Ich glaube, daß alle hier vorgestellten Thesen für die Motive des NATO-Krieges einen wahren Kern enthalten, mal mehr, mal weniger. Die wirklichen Motive werden sich in einer Kombination dieser und anderer Thesen finden lassen, wobei der Anteil der inneren Antriebe durch den militärisch-industriellen Komplex sicherlich hoch anzusiedeln ist.

(1) vgl. taz, 24.4., S.12, Kommentar von Dieter Prokop

(2) vgl. Catherine Samary: Die Zerstörung Jugoslawiens. Ein europäischer Krieg. Köln 1995, S.151.

(3) so ausgeführt z.B. bei Hannes Hofbauer: Wie Jugoslawien zerstört wurde, in: Marxistische Blätter Spezial: NATO-Krieg und Kosovo-Konflikt, S.5-10.

(4) vgl. Samary, a.a.O., S.81f und 144.

(5) vgl. Freitag, 23.4.99, S.1.

(6) vgl. FR, 27.4., S.5: Die NATO-Strategen lassen Raum für Interpretationen.

(7) alle Informationen: Pierre Simonitsch: Der Balkan als Teil eines politischen Erdbebengürtels, in FR, 27.4., S.5.

(8) vgl. Interview im "Spiegel", 26.4.99, S.159.

(9) vgl. dazu: August Pradetto: Die sieben klassischen Fehler der westlichen Politik in Kosovo, FR, 23.4.99, S.6.

(10) vgl. Erich Chauvistré: Atombombe im Kopf, in FR, 22.4.99, S.5.

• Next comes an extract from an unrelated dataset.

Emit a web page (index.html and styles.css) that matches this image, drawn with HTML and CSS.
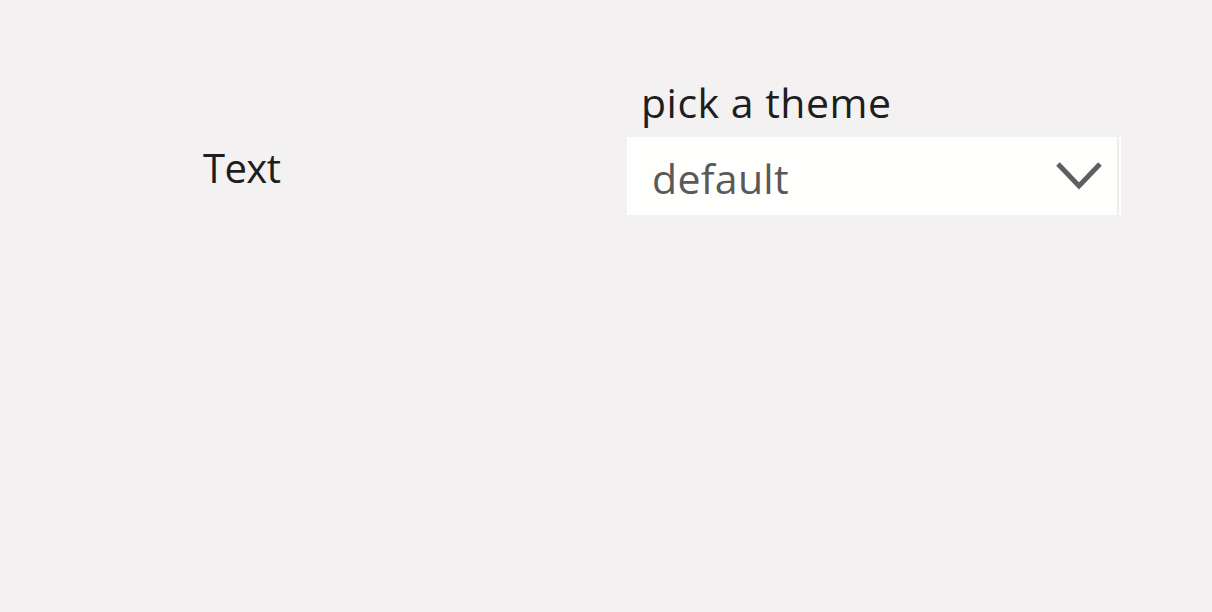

(11) vgl. Peter Lock: Das Drehbuch eines Krieges auf dem Balkan, in: FR, 20.4.99, S.8.

(12) vgl. taz, 27.4.99, S.4: Der Gewinn durch den Krieg hält sich in Grenzen. Dieser Artikel enthält Zahlen, die m.E. der Intention des Artikels, den Gewinn kleinzureden, widersprechen.